One on One with Travis Graves
Looking forward to a "masterful" year

Travis Graves of Jay, Okla., just heeled at his sixth Wrangler National Finals Rodeo. Graves and 21-time World Champion Cowboy Trevor Brazile were the reserve world champion team ropers in 2014, which means Graves finished second only to Jade Corkill on the heeling side.

TRJ File Photo

Kendra Santos: Talk to me about 2014 in general.

Travis Graves: It was a great year. Trevor and I had a lot of fun and we did good. Our goal was to win it and we came up short, so it was a little disappointing that way. But we went into the Finals third and came out second, so a guy can’t get too down about that. It was one of my better years.

KS: Now shift gears with me to the 2014 NFR, where you and Trevor won a round, placed in four others, finished fifth in the average on eight steers and won almost $75,000 a man.

TG: It was the best NFR I’ve ever had as far as money won and my performance. I thought I heeled better than I ever had there. Again, our goal was to win it and we came up a little short. But overall it was a pretty good NFR.

KS: Any regrets, or were you completely satisfied with the way 2014 went?

TG: I wasn’t completely satisfied, because the only way I think anyone’s satisfied is if you win the championship

KS:Was roping with Trevor what you expected?

TG: Yes, it was. Trevor takes care of business, has a lot of good horses and knows his way around. It was exactly what I thought it would be—good.

KS: Is it true what everyone assumes, that there is a little extra juggling involved because Trevor works three events?

TG: It is a little harder with him working three events, mostly on the jackpot side, because Trevor can’t go to as many ropings as regular team ropers can. But that’s part of the deal. That’s what Trevor does. I knew that going in, so had no complaints.

KS: Tell me something about Trevor Brazile I don’t already know.

TG: He’s a funny guy. Trevor always jokes around and has a good time. And he has a short memory as far as rodeo goes. If he misses or messes up, he might be mad for a minute. But then it’s on to the next one with a positive attitude. Oh, and Trevor loves sushi. Me, not so much.

KS: What was the best part of the Trevor experience for you? Did you learn anything new that’ll come in handy moving forward in your career?

TG: That short memory deal comes in really handy. I already knew things like “you get out of it what you put into it,” but Trevor lives all those things we were all taught when we were growing up. He wins because he deserves to win.

KS: So it’s you and another champ, Chad Masters, in 2015, eh?

TG: Yes.

KS: Do you expect a new-team learning curve, or is that really necessary with a couple of veterans like yourselves who’ve roped together before?

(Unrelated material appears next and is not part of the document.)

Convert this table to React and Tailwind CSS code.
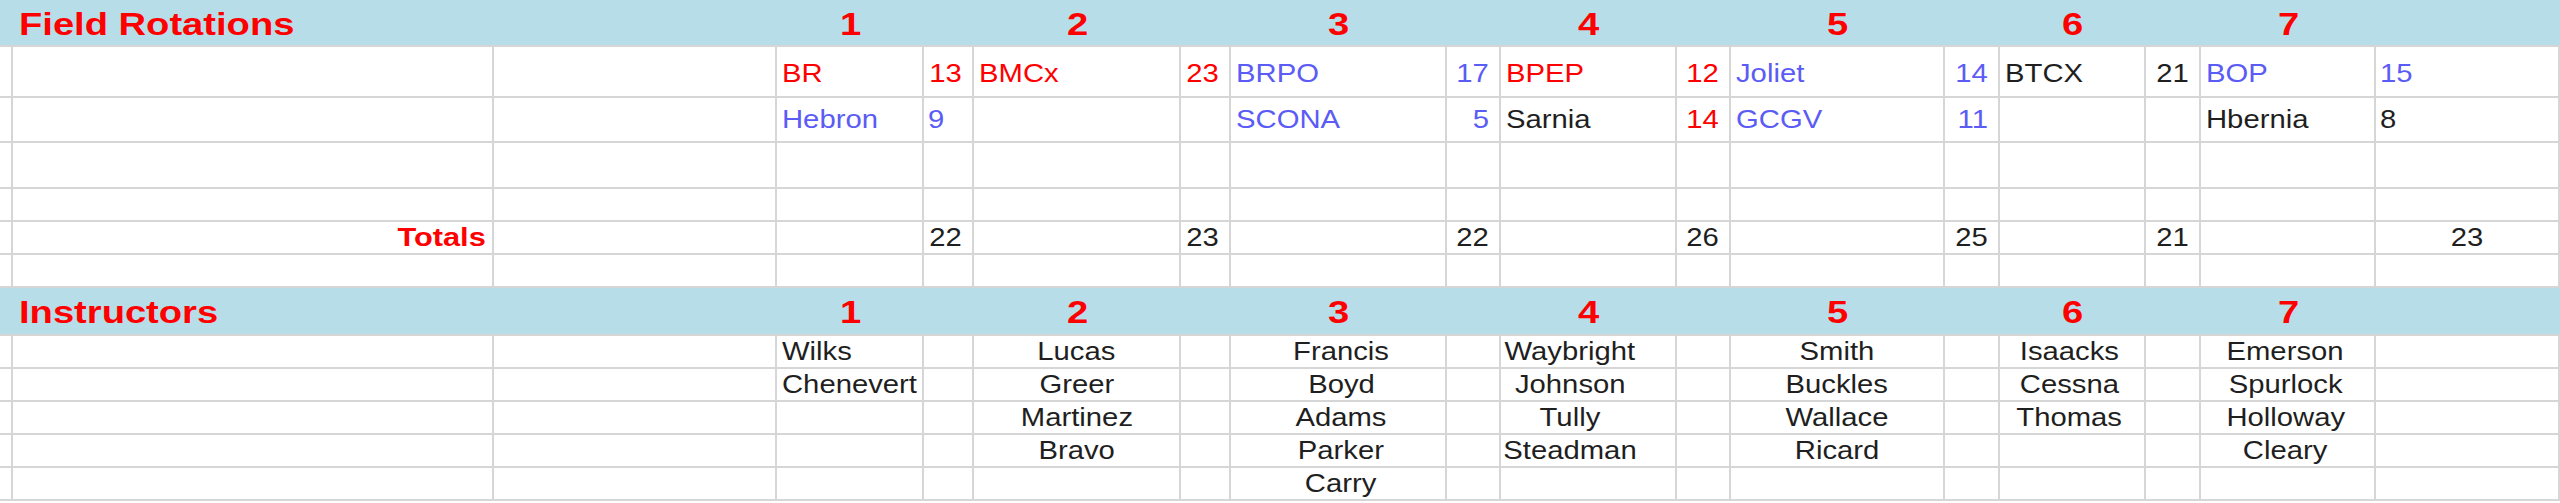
import React from "react";

const GRID =
  "grid grid-cols-[13px_481px_283px_147px_50px_207px_50px_216px_54px_176px_54px_214px_55px_146px_55px_175px_184px]";

const RED = "text-[#ff0000]";
const BLUE = "text-[#5b5bf5]";
const INK = "text-[#1f1f1f]";

// the 7th pair's number sits in the last, wide column
const fieldRows = [
  {
    h: "h-[51px] pt-[3px]",
    groups: [
      ["BR", RED, "13", RED],
      ["BMCx", RED, "23", RED],
      ["BRPO", BLUE, "17", BLUE],
      ["BPEP", RED, "12", RED],
      ["Joliet", BLUE, "14", BLUE],
      ["BTCX", INK, "21", INK],
      ["BOP", BLUE, "15", BLUE, "left"],
    ],
  },
  {
    h: "h-[45px]",
    groups: [
      ["Hebron", BLUE, "9", BLUE, "left"],
      ["", INK, "", INK],
      ["SCONA", BLUE, "5", BLUE],
      ["Sarnia", INK, "14", RED],
      ["GCGV", BLUE, "11", BLUE],
      ["", INK, "", INK],
      ["Hbernia", INK, "8", INK, "left"],
    ],
  },
];

const totals = ["22", "23", "22", "26", "25", "21"];

const instructors = [
  ["Wilks", "Chenevert"],
  ["Lucas", "Greer", "Martinez", "Bravo"],
  ["Francis", "Boyd", "Adams", "Parker", "Carry"],
  ["Waybright", "Johnson", "Tully", "Steadman"],
  ["Smith", "Buckles", "Wallace", "Ricard"],
  ["Isaacks", "Cessna", "Thomas"],
  ["Emerson", "Spurlock", "Holloway", "Cleary"],
];

const nameCellPad = [
  "pl-[5px]",
  "justify-center",
  "justify-center pl-[6px]",
  "justify-center pr-[36px]",
  "justify-center",
  "justify-center pr-[6px]",
  "justify-center pr-[4px]",
];

// text in the sheet is drawn a little wide, so stretch it from the aligned edge
const Txt = ({ children, align = "left", bold = false, color = INK }) => {
  const origin =
    align === "right" ? "origin-right" : align === "center" ? "origin-center" : "origin-left";
  return (
    <span
      className={`inline-block whitespace-nowrap ${origin} ${
        bold ? "font-bold scale-x-[1.23]" : "scale-x-[1.17]"
      } ${color}`}
    >
      {children}
    </span>
  );
};

const Cell = ({ children, className = "" }) => (
  <div className={`flex items-center border-r-2 border-b-2 border-[#d6d6d6] ${className}`}>
    {children}
  </div>
);

const Header = ({ title, h }) => (
  <div className={`${GRID} ${h} bg-[#b7dde8] border-b-2 border-[#d6d6d6] text-[31px]`}>
    <div className="col-span-3 flex items-center pl-[19px] pt-[3px]">
      <Txt bold color={RED}>
        {title}
      </Txt>
    </div>
    {[1, 2, 3, 4, 5, 6, 7].map((n) => (
      <React.Fragment key={n}>
        <div className="flex items-center justify-center pt-[3px]">
          <Txt bold align="center" color={RED}>
            {n}
          </Txt>
        </div>
        {n < 7 && <div />}
      </React.Fragment>
    ))}
    <div />
  </div>
);

const Lead = () => (
  <>
    <Cell />
    <Cell />
    <Cell />
  </>
);

const EmptyRow = ({ h }) => (
  <div className={`${GRID} ${h}`}>
    {Array.from({ length: 17 }).map((_, i) => (
      <Cell key={i} />
    ))}
  </div>
);

export default function App() {
  return (
    <div className="w-[2560px] h-[503px] overflow-hidden bg-white text-[25px] leading-none font-['Liberation_Sans',Arial,sans-serif]">
      <Header title="Field Rotations" h="h-[47px]" />

      {fieldRows.map((row, r) => (
        <div key={r} className={`${GRID} ${row.h.split(" ")[0]}`}>
          <Lead />
          {row.groups.map(([name, nc, num, numc, numAlign], i) => (
            <React.Fragment key={i}>
              <Cell className={`pl-[5px] ${r === 0 ? "pt-[4px]" : ""}`}>
                <Txt color={nc}>{name}</Txt>
              </Cell>
              {numAlign === "left" ? (
                <Cell className={`pl-[4px] ${r === 0 ? "pt-[4px]" : ""}`}>
                  <Txt color={numc}>{num}</Txt>
                </Cell>
              ) : (
                <Cell className={`justify-end pr-[10px] ${r === 0 ? "pt-[4px]" : ""}`}>
                  <Txt align="right" color={numc}>
                    {num}
                  </Txt>
                </Cell>
              )}
            </React.Fragment>
          ))}
        </div>
      ))}

      <EmptyRow h="h-[46px]" />
      <EmptyRow h="h-[33px]" />

      <div className={`${GRID} h-[33px]`}>
        <Cell />
        <Cell className="justify-end pr-[6px]">
          <Txt bold align="right" color={RED}>
            Totals
          </Txt>
        </Cell>
        <Cell />
        {totals.map((t, i) => (
          <React.Fragment key={i}>
            <Cell />
            <Cell className="justify-end pr-[10px]">
              <Txt align="right">{t}</Txt>
            </Cell>
          </React.Fragment>
        ))}
        <Cell />
        <Cell className="justify-center">
          <Txt align="center">23</Txt>
        </Cell>
      </div>

      <EmptyRow h="h-[33px]" />

      <Header title="Instructors" h="h-[48px]" />

      {[0, 1, 2, 3, 4].map((r) => (
        <div key={r} className={`${GRID} h-[33px]`}>
          <Lead />
          {instructors.map((names, g) => (
            <React.Fragment key={g}>
              <Cell className={nameCellPad[g]}>
                {names[r] && <Txt align={g === 0 ? "left" : "center"}>{names[r]}</Txt>}
              </Cell>
              <Cell />
            </React.Fragment>
          ))}
        </div>
      ))}
    </div>
  );
}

TG: I don’t think there should be any problem with us winning right away. We’ve roped second partners for four years, and I’ve known Chad since I was about 10 years old. It should be fun and I expect us to do well. We’re a lot alike and it should be a fun year.

KS: What drives you, and leads you out to that practice arena every day at this stage of your game?

TG: I want to win the world title. That’s pretty much it, but I also love roping. It isn’t a hobby. I crave it. I like getting better, and I always want to improve. It takes a lot of effort to keep getting better, and I think a guy can always get better. I don’t know if anybody ever has roping figured out.

Ks: Who are the guys you look up to most?

TG: I look up to guys like Clay Cooper, Walt Woodard, Al Bach and Rich Skelton. They’ve done it forever, and they’re the reason it’s as tough as it is today.

KS: You’re 30 now. Can you imagine yourself still doing this at their age?

TG: I’m never going to say never, because they still love it just like I do now. They’re still some of the best guys, and it’s hard to quit. It’s a drug. I can’t say how long I’ll do this. As long as I’m competitive and love it, I’ll keep going.